- What is expected -
Starting at the top of the listing, extract every line up to and including the one with "EllipsisVertical, Ban, CirclePause". Pictures stay out of the copy.

[Start of Provided data]

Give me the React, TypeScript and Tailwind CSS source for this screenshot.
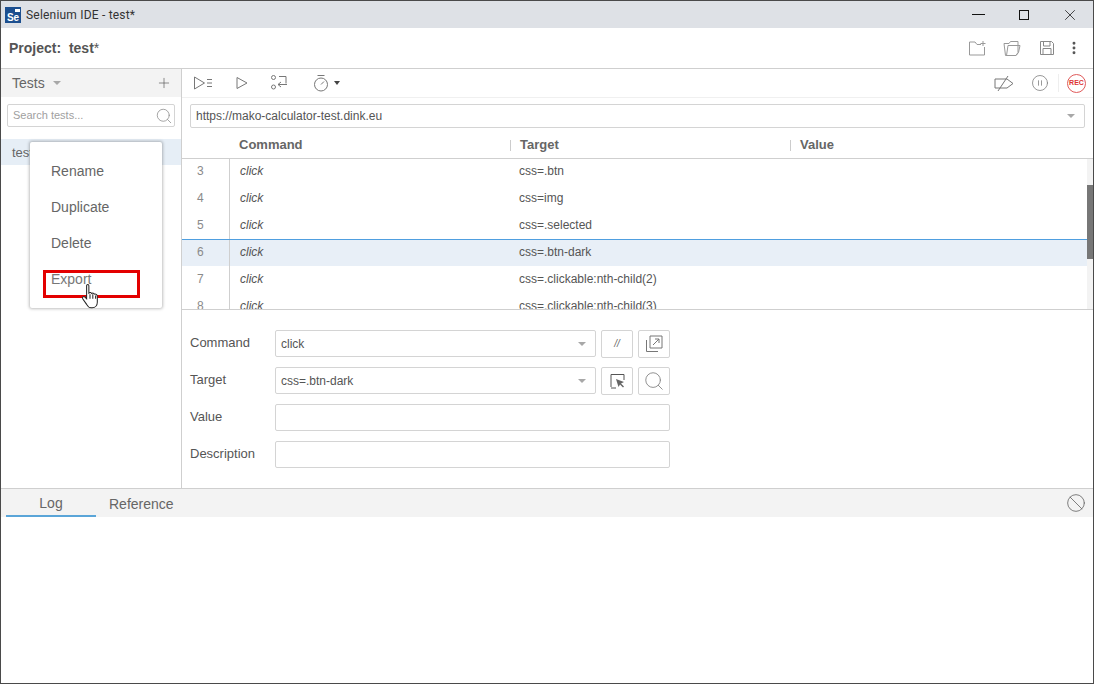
import { Search, Plus, X, EllipsisVertical, Ban, CirclePause } from 'lucide-react'

const rows = [
  { n: 3, target: 'css=.btn' },
  { n: 4, target: 'css=img' },
  { n: 5, target: 'css=.selected' },
  { n: 6, target: 'css=.btn-dark', active: true },
  { n: 7, target: 'css=.clickable:nth-child(2)' },
  { n: 8, target: 'css=.clickable:nth-child(3)' },
]

function Caret({ className = '' }: { className?: string }) {
  return <span className={`inline-block h-0 w-0 border-x-[4px] border-t-[4px] border-x-transparent border-t-[#a8a8a8] ${className}`} />
}

function Ico({ children, w = 22, h = 22, className = '' }: { children: React.ReactNode; w?: number; h?: number; className?: string }) {
  return (
    <svg width={w} height={h} viewBox={`0 0 ${w} ${h}`} fill="none" stroke="#777" strokeWidth="1" className={className}>
      {children}
    </svg>
  )
}

function Field({ label, value, caret, children }: { label: string; value?: string; caret?: boolean; children?: React.ReactNode }) {
  return (
    <div className="flex h-[27px] items-center">
      <span className="w-[85px] pb-[2px] text-[13px] text-[#555]">{label}</span>
      <div className="flex h-[27px] flex-1 items-center justify-between rounded-[2px] border border-[#d4d4d4] bg-white pl-[5px] pr-[9px] text-[12px] text-[#555]">
        <span>{value}</span>
        {caret && <Caret />}
      </div>
      {children}
    </div>
  )
}

function IconButton({ children }: { children: React.ReactNode }) {
  return (
    <div className="ml-[5px] flex h-[28px] w-[32px] items-center justify-center rounded-[2px] border border-[#d4d4d4] bg-white">
      {children}
    </div>
  )
}

export default function App() {
  return (
    <div className="relative flex h-[684px] w-[1094px] flex-col overflow-hidden border-x border-y border-[#4a4a4a] bg-white font-['Liberation_Sans',sans-serif] text-[#555]">
      <div className="flex h-[27px] shrink-0 items-center bg-[#dee1e6] pl-[4px]">
        <div className="relative flex h-[16px] w-[16px] items-end justify-center bg-[#1c4f8f] text-[10px] font-bold leading-[11px] text-white">
          Se
          <span className="absolute right-[1px] top-[2px] h-[3px] w-[5px] bg-white" />
        </div>
        <span className="ml-[5px] font-['Roboto',sans-serif] text-[12px] tracking-[0.2px] text-[#333]">Selenium IDE - test*</span>
        <div className="ml-auto flex items-center text-[#111]">
          <span className="flex w-[46px] justify-center"><span className="h-[1px] w-[13px] bg-[#111]" /></span>
          <span className="flex w-[46px] justify-center"><span className="h-[10px] w-[10px] border border-[#111]" /></span>
          <span className="flex w-[46px] justify-center"><X size={18} strokeWidth={1} /></span>
        </div>
      </div>

      <div className="flex h-[41px] shrink-0 items-center border-b border-[#cfcfcf] pl-[8px] pr-[11px]">
        <span className="text-[14px] font-bold text-[#555]">Project:&nbsp; test<span className="font-normal">*</span></span>
        <div className="ml-auto flex items-center">
          <Ico w={20} h={18}>
            <path d="M8 3H2.500v13h15V8M8 3l2 2.500h4M16 2v5M13.500 4.500h5" stroke="#999" />
          </Ico>
          <Ico w={20} h={18} className="ml-[15px]">
            <path d="M2 4.500h5l1.500-2H16v11l-2 3H3.500zM4.500 16.500L6 6.500h12l-1.500 7-2.500 3" stroke="#999" />
          </Ico>
          <Ico w={18} h={18} className="ml-[16px]">
            <path d="M2.500 2.500h11l2 2v11h-13zM5.500 2.500v4.500h6.500V2.500M5 15.500v-6h8v6" stroke="#888" />
          </Ico>
          <EllipsisVertical size={16} color="#555" strokeWidth={2.4} className="ml-[10px]" />
        </div>
      </div>

      <div className="flex h-[420px] shrink-0 border-b border-[#cfcfcf]">
        <aside className="w-[181px] shrink-0 border-r border-[#cfcfcf]">
          <div className="flex h-[28px] items-center bg-[#f3f3f3] pl-[11px] pr-[9px]">
            <span className="text-[14px] text-[#666]">Tests</span>
            <Caret className="ml-[8px]" />
            <Plus size={16} strokeWidth={1} color="#555" className="ml-auto" />
          </div>
          <div className="mt-[7px] px-[6px]">
            <div className="flex h-[23px] items-center justify-between rounded-[2px] border border-[#d4d4d4] pl-[5px] pr-[1px] text-[11px] text-[#a0a0a0]">
              Search tests...
              <Search size={18} strokeWidth={1} color="#888" />
            </div>
          </div>
          <div className="mt-[12px] flex h-[26px] items-center bg-[#e6eef6] pl-[11px] pt-[1px] text-[13px] text-[#666]">test</div>
        </aside>

        <main className="flex min-w-0 flex-1 flex-col">
          <div className="flex h-[29px] shrink-0 items-center border-b border-[#f0f0f0] pl-[11px] pr-[7px]">
            <Ico w={20} h={16}>
              <path d="M1.500 2l10 6-10 6z M14 4.500h5M14 8h5M14 11.500h5" />
            </Ico>
            <Ico w={14} h={16} className="ml-[22px]">
              <path d="M2 2.500l10 5.500-10 5.500z" />
            </Ico>
            <Ico w={18} h={18} className="ml-[21px]">
              <circle cx="3.500" cy="3.500" r="2" />
              <circle cx="3.500" cy="13" r="2" />
              <path d="M9 2.500h7v7M17 10.500H8M11 8l-3 2.500 3 2.500" />
            </Ico>
            <Ico w={16} h={18} className="ml-[25px]">
              <circle cx="8" cy="10.500" r="6.500" />
              <path d="M4.500 1.500h7M8 10.500l3-3" />
            </Ico>
            <span className="ml-[5px] inline-block h-0 w-0 border-x-[3px] border-t-[4px] border-x-transparent border-t-[#444]" />
            <div className="ml-auto flex items-center">
              <Ico w={20} h={18}>
                <path d="M1 5h12l6 4.500-6 4.500H1zM4 17L14 2" />
              </Ico>
              <CirclePause size={18} strokeWidth={1} color="#777" className="ml-[17px]" />
              <div className="ml-[9px] h-[18px] border-l border-[#eee]" />
              <div className="ml-[8px] flex h-[19px] w-[19px] items-center justify-center rounded-full border border-[#e05a5a] text-[7px] font-bold text-[#d33]">REC</div>
            </div>
          </div>

          <div className="shrink-0 px-[8px] pt-[6px]">
            <div className="flex h-[24px] items-center justify-between rounded-[2px] border border-[#d4d4d4] pb-[1px] pl-[5px] pr-[9px] text-[12px] text-[#555]">
              https://mako-calculator-test.dink.eu
              <Caret />
            </div>
          </div>

          <div className="flex h-[31px] shrink-0 items-center border-b border-[#cfcfcf] pt-[4px] text-[13px] font-bold text-[#666] [&>span]:font-semibold">
            <span className="ml-[57px] w-[271px]">Command</span>
            <span className="h-[11px] border-l border-[#ccc]" />
            <span className="ml-[9px] w-[270px]">Target</span>
            <span className="h-[11px] border-l border-[#ccc]" />
            <span className="ml-[9px]">Value</span>
          </div>

          <div className="relative h-[151px] shrink-0 overflow-hidden border-b border-[#cfcfcf]">
            <div className="-mt-[1px]">
              {rows.map((r) => (
                <div
                  key={r.n}
                  className={`flex h-[27px] items-center text-[12px] text-[#555] ${r.active ? 'border-t border-[#4f9fe0] bg-[#e8eff7] [&>span]:pb-[2px]' : '[&>span]:pb-[1px]'}`}
                >
                  <span className="flex h-full w-[48px] items-center border-r border-[#cfcfcf] pl-[15px] text-[#8a8a8a]">{r.n}</span>
                  <span className="ml-[10px] w-[279px] italic">click</span>
                  <span>{r.target}</span>
                </div>
              ))}
            </div>
            <div className="absolute bottom-0 right-0 top-0 w-[6px] bg-[#f3f3f3]">
              <div className="mt-[26px] h-[74px] bg-[#777]" />
            </div>
          </div>

          <div className="flex w-[488px] flex-col gap-[10px] pl-[8px] pt-[20px]">
            <Field label="Command" value="click" caret>
              <IconButton><span className="text-[10px] italic text-[#666]">//</span></IconButton>
              <IconButton>
                <Ico w={20} h={20}>
                  <path d="M6 2h12v12H6zM2.500 6v11.500H14M9 11l6-6M11 5h4v4" />
                </Ico>
              </IconButton>
            </Field>
            <Field label="Target" value="css=.btn-dark" caret>
              <IconButton>
                <Ico w={18} h={18}>
                  <path d="M3 15V2.500h13V8M3 16h5" stroke="#555" />
                  <path d="M8 7l8 3-3 1.500 3 3-1 1-3-3L10.500 15z" fill="#666" stroke="none" />
                </Ico>
              </IconButton>
              <IconButton><Search size={22} strokeWidth={1} color="#888" /></IconButton>
            </Field>
            <Field label="Value" />
            <Field label="Description" />
          </div>
        </main>
      </div>

      <div className="flex h-[28px] shrink-0 items-center bg-[#f3f3f3] pl-[5px] pr-[7px] text-[14px] text-[#666]">
        <span className="flex h-full w-[90px] items-center justify-center border-b-2 border-[#5aa5d8] pt-[2px]">Log</span>
        <span className="ml-[13px] pt-[2px]">Reference</span>
        <Ban size={20} strokeWidth={1} color="#666" className="ml-auto" />
      </div>

      <div className="absolute left-[29px] top-[141px] flex h-[166px] w-[132px] flex-col rounded-[2px] bg-white pl-[21px] pt-[11px] text-[14px] text-[#666] shadow-[0_0_3px_1px_rgba(0,0,0,0.25)]">
        <span className="h-[36px] leading-[36px]">Rename</span>
        <span className="h-[36px] leading-[36px]">Duplicate</span>
        <span className="h-[36px] leading-[36px]">Delete</span>
        <span className="h-[36px] leading-[36px] text-[#777]">Export</span>
      </div>
      <div className="absolute left-[42px] top-[269px] h-[28px] w-[97px] border-[3px] border-[#e30000]" />
      <svg width="18" height="27" viewBox="0 0 16 24" className="absolute left-[80px] top-[282px]" fill="#fff" stroke="#222" strokeWidth="0.9">
        <path d="M5 2.500c0-1.500 2-1.500 2 0V9c1-1 2-.5 2.500.3 1-.6 2-.3 2.500.6 1-.3 2.500.3 2.500 2V17c0 3-2 5-4.500 5H9c-2 0-3-1-4-3L1.500 14c-.7-1.500 1-2.500 2-1.500L5 14z" />
        <path d="M8 10v4M10.500 10v4M13 11v3" />
      </svg>
    </div>
  )
}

[End of Provided data]

- Answer to the problem -
Give me the React, TypeScript and Tailwind CSS source for this screenshot.
import { Search, Plus, X, EllipsisVertical, Ban, CirclePause } from 'lucide-react'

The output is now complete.